Note that no matter how much concurrency we add, the whole job takes the same amount of time to complete (in fact it might take longer with more concurrency due to the overheads of context switching between them). However, for a given sub-task, we might get it finished earlier than in the purely sequential execution (for a user, this might feel more responsive).

Now, imagine it's not just you processing the tasks, you've got some processor friends to help you out. You can work on tasks at the same time and get the work done faster! This is parallel execution (which is also concurrent). You might execute the sub-tasks like:

Processor 1           Processor 2
==============        ==============
subTask1-1()          subTask2-1()
subTask1-2()          subTask2-2()
...                   ...
subTask1-100()        subTask2-100()

If there are more than two processors, we can process even more tasks in parallel. We could also do some interleaving of tasks on each processor or sharing of tasks between processors.

In real code, things are a bit more complicated. Some sub-tasks (e.g., IO) don't require a processor to actively participate, they just need starting and some time later collecting the results. And some sub-tasks might require the results (or side-effects) of a sub-task from a different task in order to make progress (synchronization). Both these scenarios limit the effective ways that tasks can be concurrently executed and that, together with ensuring some concept of fairness, is why scheduling is important.

Enough silly examples, let's try to define things properly

Concurrency is about ordering of computations and parallelism is about the mode of execution.

Given two computations, we say they are sequential (i.e., not concurrent) if we can observe that one happens before the other, or that they are concurrent if we cannot observe (or alternatively, it does not matter) that one happens before the other.

Two computations happen in parallel if they are literally happening at the same time. We can think of parallelism as a resource: the more parallelism is available, the more computations can happen in a fixed period of time (assuming that computation happens at the same speed). Increasing the concurrency of a system without increasing parallelism can never make it faster (although it can make the system more responsive and it may make it feasible to implement optimizations which would otherwise be impractical).

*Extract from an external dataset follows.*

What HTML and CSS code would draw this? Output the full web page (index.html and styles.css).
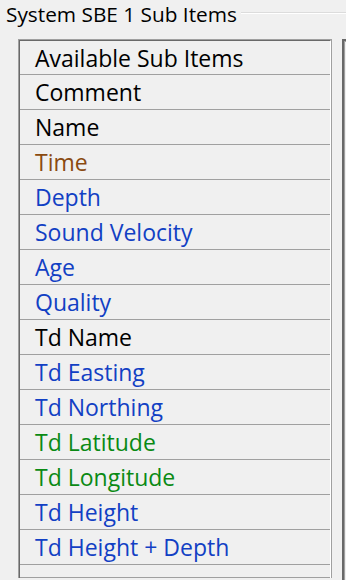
FILE: index.html
```html
<!DOCTYPE html>
<html>
    <head>
        <meta charset="utf-8" />
        <link rel="stylesheet" href="styles.css">
    </head>

    <body>
        <div class="group">
            <div class="group-title">
                <span class="caption">System SBE 1 Sub Items</span>
                <span class="rule"></span>
            </div>

            <div class="panels">
                <div class="list">
                    <div class="list-inner">
                        <div class="row header">Available Sub Items</div>
                        <div class="row">Comment</div>
                        <div class="row">Name</div>
                        <div class="row brown">Time</div>
                        <div class="row blue">Depth</div>
                        <div class="row blue">Sound Velocity</div>
                        <div class="row blue">Age</div>
                        <div class="row blue">Quality</div>
                        <div class="row">Td Name</div>
                        <div class="row blue">Td Easting</div>
                        <div class="row blue">Td Northing</div>
                        <div class="row green">Td Latitude</div>
                        <div class="row green">Td Longitude</div>
                        <div class="row blue">Td Height</div>
                        <div class="row blue">Td Height + Depth</div>
                    </div>
                </div>
                <div class="side"></div>
            </div>
        </div>
    </body>
</html>
```

FILE: styles.css
```css
html, body {
    margin: 0;
    padding: 0;
    height: 100%;
    overflow: hidden;
    background: #f0f0f0;
}

body {
    font-family: "Open Sans", "Noto Sans", sans-serif;
    color: #000;
}

.group-title {
    display: flex;
    align-items: center;
    height: 28px;
    padding-left: 6px;
}

.caption {
    font-size: 20.8px;
    line-height: 28px;
    padding-right: 4px;
}

.rule {
    flex: 1;
    height: 1px;
    background: #dcdcdc;
    border-bottom: 1px solid #fff;
    margin-top: -2px;
}

.panels {
    display: flex;
    padding-top: 11px;
    padding-left: 18px;
    gap: 10px;
}

.list {
    width: 312px;
    height: 537px;
    border: 1px solid #a0a0a0;
    background: #f0f0f0;
}

.list-inner {
    height: 100%;
    border-top: 1px solid #696969;
    border-left: 1px solid #696969;
    border-right: 1px solid #fff;
}

.row {
    height: 33px;
    padding-top: 1px;
    line-height: 33px;
    border-bottom: 1px solid #a0a0a0;
    padding-left: 15px;
    font-size: 23px;
    white-space: nowrap;
}

.header {
    height: 32px;
    line-height: 32px;
}

.brown {
    color: #8a4a10;
}

.blue {
    color: #1240c4;
}

.green {
    color: #0a8a14;
}

.side {
    flex: 1;
    height: 541px;
    border-top: 2px solid #696969;
    border-left: 2px solid #696969;
    box-shadow: inset 1px 1px 0 #a0a0a0;
}
```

To restate, two computations may happen one after the other (neither concurrent nor parallel), their execution may be interleaved on a single CPU core (concurrent, but not parallel), or they may be executed at the same time on two cores (concurrent and parallel)11.

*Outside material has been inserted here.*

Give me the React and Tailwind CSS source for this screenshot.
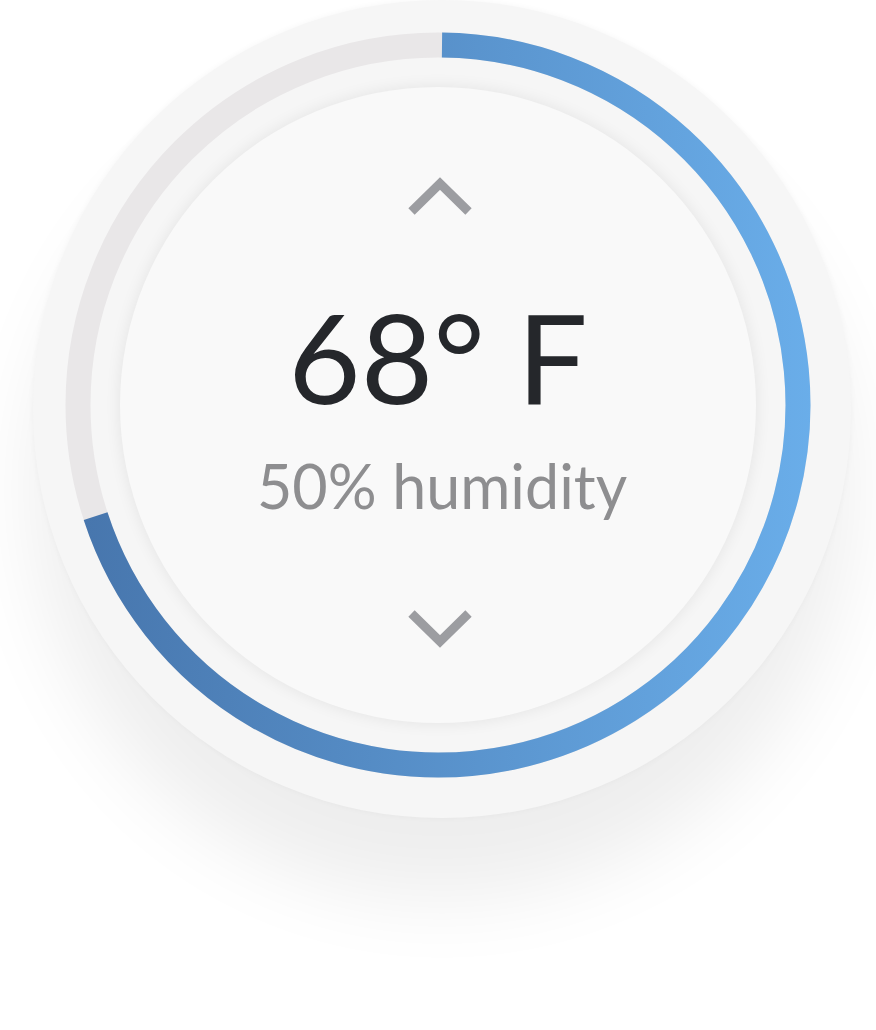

Another useful framing12 is that concurrency is a way of organizing code and parallelism is a resource. This is a powerful statement! That concurrency is about organising code rather than executing code is important because from the perspective of the processor, concurrency without parallelism simply doesn't exist. It's particularly relevant for async concurrency because that is implemented entirely in user-side code - not only is it 'just' about organizing code, but you can easily prove that to yourself by just reading the source code. That parallelism is a resource is also useful because it reminds us that for parallelism and performance, only the number of processor cores is important, not how the code is organized with respect to concurrency (e.g., how many threads there are).

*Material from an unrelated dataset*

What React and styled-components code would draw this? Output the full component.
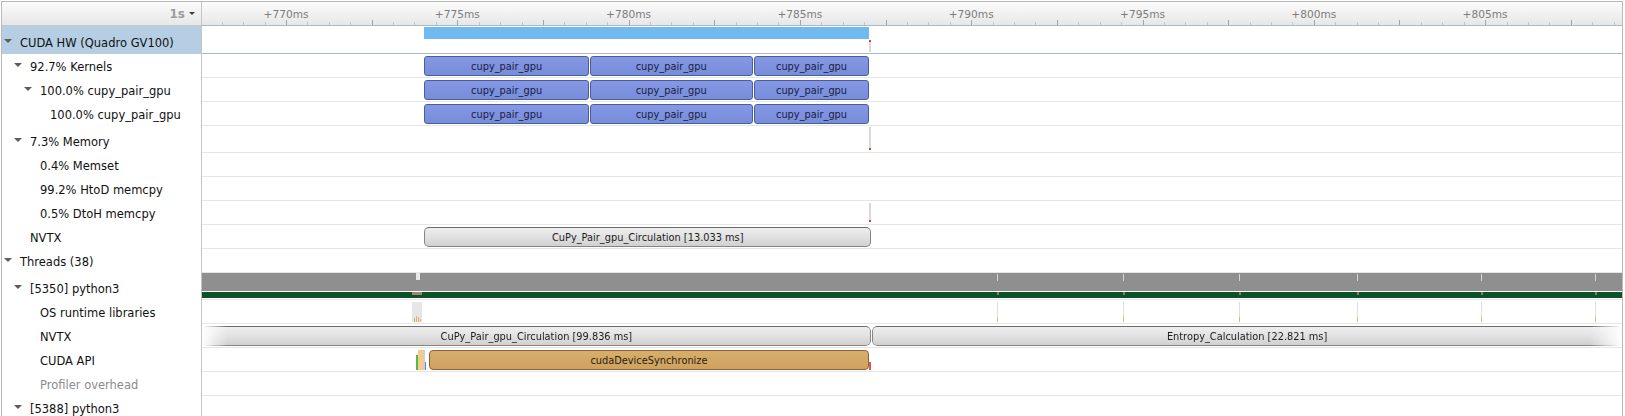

Both threaded and async systems can offer both concurrency and parallelism. In both cases, concurrency is controlled by code (spawning threads or tasks) and parallelism is controlled by the scheduler, which is part of the OS for threads (configured by the OS's API), and part of the runtime library for async (configured by choice of runtime, how the runtime is implemented, and options that the runtime provides to client code). There is however, a practical difference due to convention and common defaults. In threaded systems, each concurrent thread is executed in parallel using as much parallelism as possible. In async systems, there is no strong default: a system may run all tasks in a single thread, it may assign multiple tasks to a single thread and lock that thread to a core (so groups of tasks execute in parallel, but within a group each task executes concurrently, but never in parallel with other tasks within the group), or tasks may be run in parallel with or without limits. For the first part of this guide, we will use the Tokio runtime which primarily supports the last model. I.e., the behavior regarding parallelism is similar to concurrency with threads. Furthermore, we'll see features in async Rust which explicitly support concurrency but not parallelism, independent of the runtime.

11

Can computation be parallel but not concurrent? Sort of but not really. Imagine two tasks (a and b) which consist of one sub-task each (1 and 2 belonging to a and b, respectively). By the use of synchronisation, we can't start sub-task 2 until sub-task 1 is complete and task a has to wait for sub-task 2 to complete until it is complete. Now a and b run on different processors. If we look at the tasks as black boxes, we can say they are running in parallel, but in a sense they are not concurrent because their ordering is fully determined. However, if we look at the sub-tasks we can see that they are neither parallel or concurrent.

12

Which I think is due to Aaron Turon and is reflected in some of the design of Rust's standard library, e.g., in the available_parallelism function.

Summary

  • There are many models of execution. We described sequential execution, threads and processes, and asynchronous programming.
    • Threads are an abstraction provided (and scheduled) by the OS. They usually involve pre-emptive multitasking, are parallel by default, and have fairly high overheads of management and context switching.
    • Asynchronous programming is managed by a user-space runtime. Multi-tasking is cooperative. It has lower overheads than threads, but feels a bit different to programming with threads since it uses different programming primitives (async and await, and futures, rather than first-class threads).
  • Concurrency and parallelism are different but closely related concepts.
    • Concurrency is about ordering of computation (operations are concurrent if their order of execution cannot be observed).
    • Parallelism is about computing on multiple processors (operations are parallel if they are literally happening at the same time).
  • Both OS threads and async programming provide concurrency and parallelism; async programming can also offer constructs for flexible or fine-grained concurrency which are not part of most operating systems' threads API.